** Begin **

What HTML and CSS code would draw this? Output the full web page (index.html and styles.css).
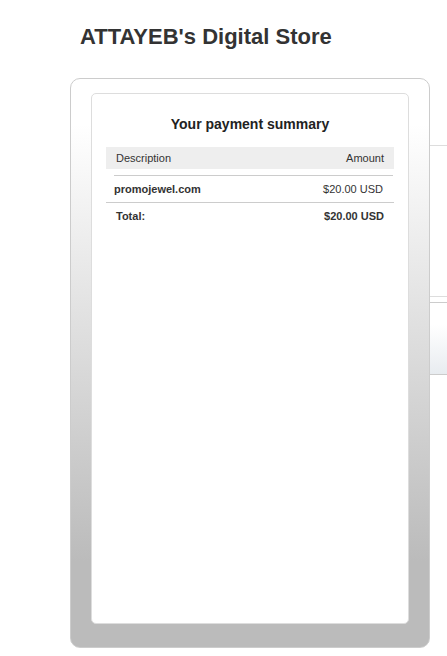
FILE: index.html
```html
<!DOCTYPE html>
<html lang="en">
<head>
<meta charset="UTF-8">
<meta name="viewport" content="width=device-width, initial-scale=1.0">
<title>ATTAYEB's Digital Store</title>
<link rel="stylesheet" href="styles.css">
</head>
<body>
<div class="page">
  <h1>ATTAYEB's Digital Store</h1>
  <div class="layout">
    <div class="cart">
      <div class="summary">
        <h2>Your payment summary</h2>
        <div class="table-head">
          <span>Description</span>
          <span>Amount</span>
        </div>
        <div class="item-row">
          <span class="item-name">promojewel.com</span>
          <span>$20.00 USD</span>
        </div>
        <div class="total-row">
          <span>Total:</span>
          <span>$20.00 USD</span>
        </div>
      </div>
    </div>
    <div class="side">
      <div class="side-top"></div>
      <div class="side-bottom"></div>
    </div>
  </div>
</div>
</body>
</html>
```

FILE: styles.css
```css
  body {
    margin: 0;
    padding: 0;
    font-family: "Liberation Sans", Arial, sans-serif;
    color: #333;
    background: #fff;
    overflow: hidden;
  }
  .page {
    padding-left: 70px;
  }
  h1 {
    margin: 0;
    padding: 24px 0 0 10px;
    font-size: 22px;
    line-height: 26px;
    font-weight: bold;
  }
  .layout {
    display: flex;
    margin-top: 28px;
  }
  .cart {
    flex: none;
    width: 318px;
    height: 531px;
    padding: 14px 20px 23px 20px;
    border: 1px solid #ccc;
    border-radius: 10px;
    background: linear-gradient(to bottom, #fff 8%, #bbb 85%);
  }
  .summary {
    height: 100%;
    box-sizing: border-box;
    background: #fff;
    border: 1px solid #ddd;
    border-radius: 5px;
    padding: 21px 14px 0 14px;
  }
  h2 {
    margin: 0 0 14px 0;
    text-align: center;
    font-size: 14px;
    line-height: 18px;
    color: #222;
  }
  .table-head {
    display: flex;
    justify-content: space-between;
    height: 22px;
    line-height: 22px;
    padding: 0 10px;
    background: #eee;
    font-size: 11px;
  }
  .item-row {
    display: flex;
    justify-content: space-between;
    margin: 6px 1px 0 8px;
    padding: 0 10px 0 0;
    height: 26px;
    line-height: 27px;
    border-top: 1px solid #ccc;
    font-size: 11px;
  }
  .item-name {
    font-weight: bold;
  }
  .total-row {
    display: flex;
    justify-content: space-between;
    padding: 0 10px;
    height: 27px;
    line-height: 27px;
    border-top: 1px solid #ccc;
    font-size: 11px;
    font-weight: bold;
  }
  .side {
    flex: 1;
    min-width: 30px;
    margin-top: 67px;
  }
  .side-top {
    height: 150px;
    border-top: 1px solid #ddd;
    border-bottom: 1px solid #ddd;
  }
  .side-bottom {
    margin-top: 5px;
    height: 71px;
    border-top: 1px solid #ccc;
    border-bottom: 1px solid #ccc;
    background: linear-gradient(to bottom, #fff 30%, #e8ecf0);
  }
```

** End **

Filter out all lines lacking the word "page" and copy the rest.

What HTML and CSS code would draw this? Output the full web page (index.html and styles.css).
<div class="page">
  .page {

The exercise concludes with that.